# Binomial coefficients

• April 5th 2008, 08:33 AM
james_bond
Binomial coefficients
$
k^k - {k\choose 1}\left( {k - 1} \right)^k + {k\choose 2}\left( {k - 2} \right)^k - {k\choose 3}\left( {k - 3} \right)^k + \ldots + \left( { - 1} \right)^k {k\choose k}\left( {k - k} \right)^k=?
$
• April 5th 2008, 08:38 AM
Mathstud28
If you are asking
what that series is equal to i think its $\sum_{n=0}^{k}{k\choose n}(k-n)$
• April 5th 2008, 08:47 AM
TrevorP
This what I got in terms of a summation.
$
k^k + \sum_{n=1}^{k}{k\choose n}(k-n)^k(-1)^n
$
• April 5th 2008, 08:48 AM
Mathstud28
Yeah
hes right I did not see the alternating signs
• April 5th 2008, 12:11 PM
james_bond
I suppose that the answer should be given in a closed form.
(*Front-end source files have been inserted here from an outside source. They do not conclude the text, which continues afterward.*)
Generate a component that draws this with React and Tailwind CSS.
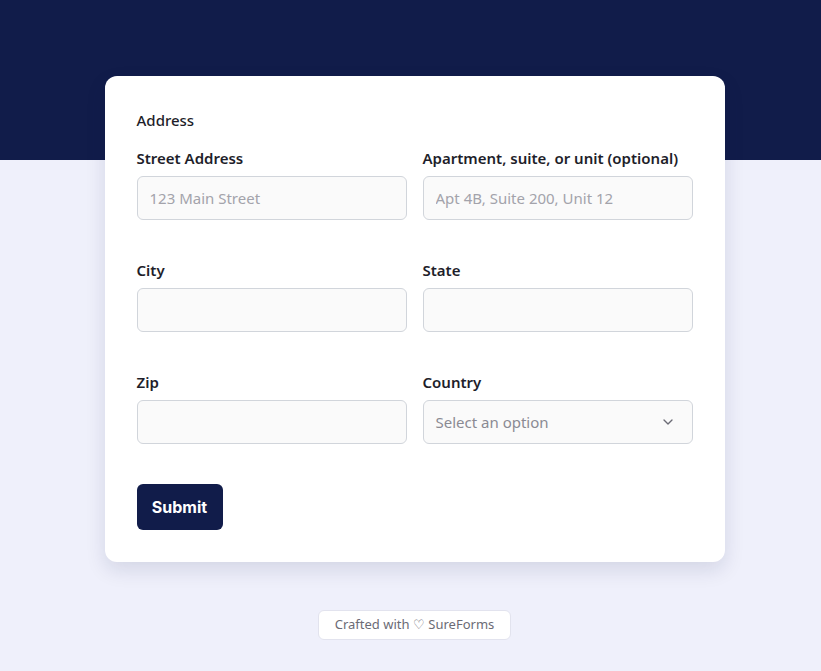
import React from 'react';
import { ChevronDown } from 'lucide-react';

const Field = ({ label, placeholder }) => (
    <div className="flex flex-col gap-2">
        <label className="text-[15px] leading-5 font-semibold text-[#1e1e2a]">{label}</label>
        <input
            placeholder={placeholder}
            className="h-11 w-full rounded-md border border-[#d1d5db] bg-[#fafafa] px-3 text-[15px] text-[#1e1e2a] placeholder:text-[#a3a3ab] outline-none"
        />
    </div>
);

export default function App() {
    return (
        <div className="relative min-h-[671px] bg-[#eff0fb] font-['Noto_Sans',sans-serif]">
            <div className="h-40 bg-[#111c4a]" />
            <div className="-mt-[84px] flex flex-col items-center pl-2">
                <div className="w-[620px] rounded-xl bg-white px-8 pt-[34px] pb-8 shadow-[0_8px_20px_rgba(17,28,74,0.12)]">
                    <div className="text-[15px] leading-5 font-medium text-[#1e1e2a]">Address</div>
                    <div className="mt-[18px] grid grid-cols-2 gap-x-4 gap-y-10">
                        <Field label="Street Address" placeholder="123 Main Street" />
                        <Field label="Apartment, suite, or unit (optional)" placeholder="Apt 4B, Suite 200, Unit 12" />
                        <Field label="City" />
                        <Field label="State" />
                        <Field label="Zip" />
                        <div className="flex flex-col gap-2">
                            <label className="text-[15px] leading-5 font-semibold text-[#1e1e2a]">Country</label>
                            <div className="flex h-11 items-center justify-between rounded-md border border-[#d1d5db] bg-[#fafafa] px-3 text-[15px] text-[#8a8a93]">
                                <span>Select an option</span>
                                <ChevronDown className="mr-1 h-4 w-4 text-[#6b6b75]" strokeWidth={2} />
                            </div>
                        </div>
                    </div>
                    <button className="mt-10 h-[46px] w-[86px] rounded-md bg-[#111c4a] text-[16px] font-bold text-white font-['Inter',sans-serif]">
                        Submit
                    </button>
                </div>
                <div className="mt-12 flex h-[30px] items-center rounded-md border border-[#e2e3ee] bg-white px-4 text-[13px] text-[#6b6b75]">
                    Crafted with ♡ SureForms
                </div>
            </div>
        </div>
    );
}
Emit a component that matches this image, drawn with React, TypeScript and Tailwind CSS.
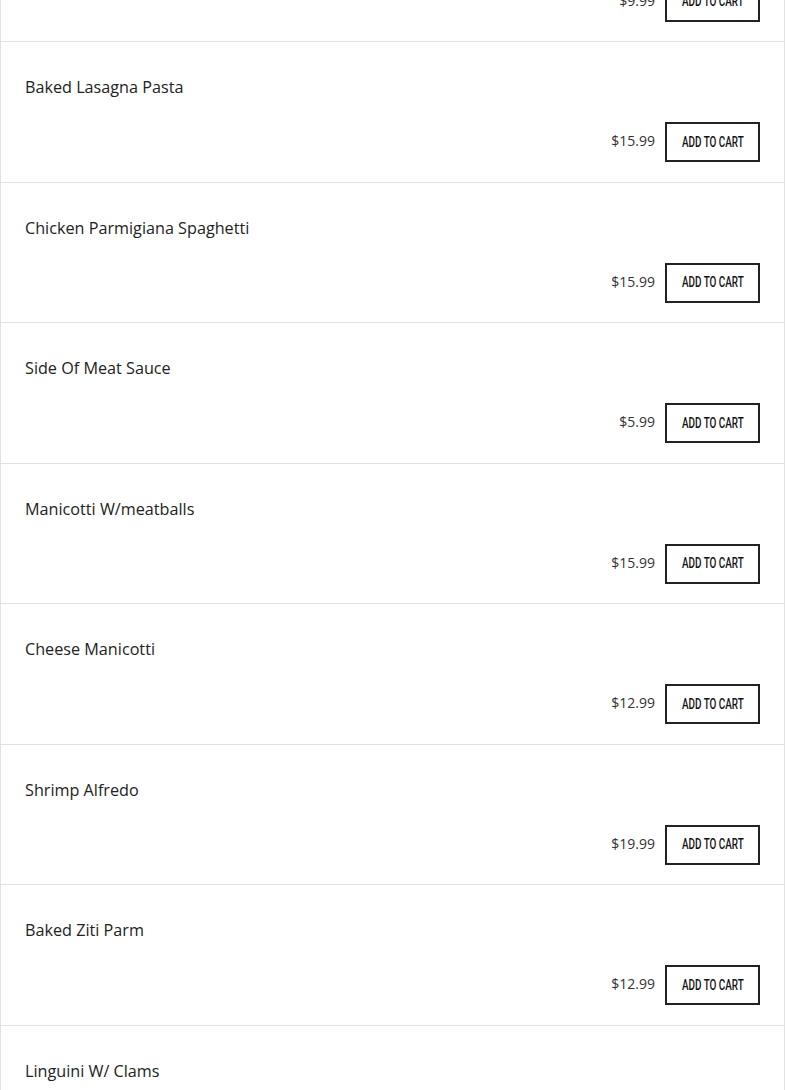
import React from "react";

const items = [
  { name: "Spaghetti W/ Marinara", price: "$9.99" },
  { name: "Baked Lasagna Pasta", price: "$15.99" },
  { name: "Chicken Parmigiana Spaghetti", price: "$15.99" },
  { name: "Side Of Meat Sauce", price: "$5.99" },
  { name: "Manicotti W/meatballs", price: "$15.99" },
  { name: "Cheese Manicotti", price: "$12.99" },
  { name: "Shrimp Alfredo", price: "$19.99" },
  { name: "Baked Ziti Parm", price: "$12.99" },
  { name: "Linguini W/ Clams", price: "$15.99" },
];

export default function App() {
  return (
    <div className="w-[785px] h-[1090px] overflow-hidden bg-white">
      <div className="-mt-[98.5px] border-x border-[#e2e2e2]">
        {items.map((it, i) => (
          <div
            key={i}
            className="h-[140.5px] border-b border-[#e2e2e2] px-6 pt-[33px] flex flex-col"
          >
            <div className="font-['Open_Sans',sans-serif] text-[16.2px] leading-[24px] text-[#222]">
              {it.name}
            </div>
            <div className="mt-[23px] flex items-center justify-end gap-[10px]">
              <span className="font-['Open_Sans',sans-serif] text-[14px] leading-[20px] text-[#333] -mt-[2px]">
                {it.price}
              </span>
              <button className="w-[95px] h-[40px] border-2 border-[#222] bg-white flex items-center justify-center">
                <span className="inline-block font-['Roboto',sans-serif] font-medium text-[15px] leading-none text-[#111] scale-x-[0.66] whitespace-nowrap">
                  ADD TO CART
                </span>
              </button>
            </div>
          </div>
        ))}
      </div>
    </div>
  );
}
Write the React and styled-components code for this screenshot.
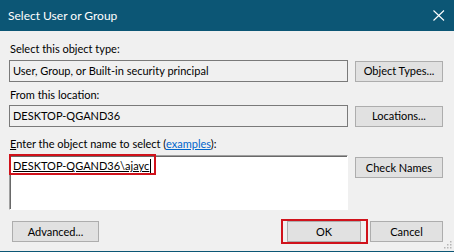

I can see that it can be written shorter using the sum symbol ( $\sum_{n=0}^{k}{k\choose n}(k-n)^k(-1)^n$)...
• April 5th 2008, 12:21 PM
Plato
Quote:

Originally Posted by james_bond
$
k^k - {k\choose 1}\left( {k - 1} \right)^k + {k\choose 2}\left( {k - 2} \right)^k - {k\choose 3}\left( {k - 3} \right)^k + \ldots + \left( { - 1} \right)^k {k\choose k}\left( {k - k} \right)^k=?$

That happens to count the number of surjections from a set of k to a set of k objects.
Or another way it counts surjections from a finite set of k objects onto itself. Those happen to be permutations.
How ways can we permute k objects. That is your answer.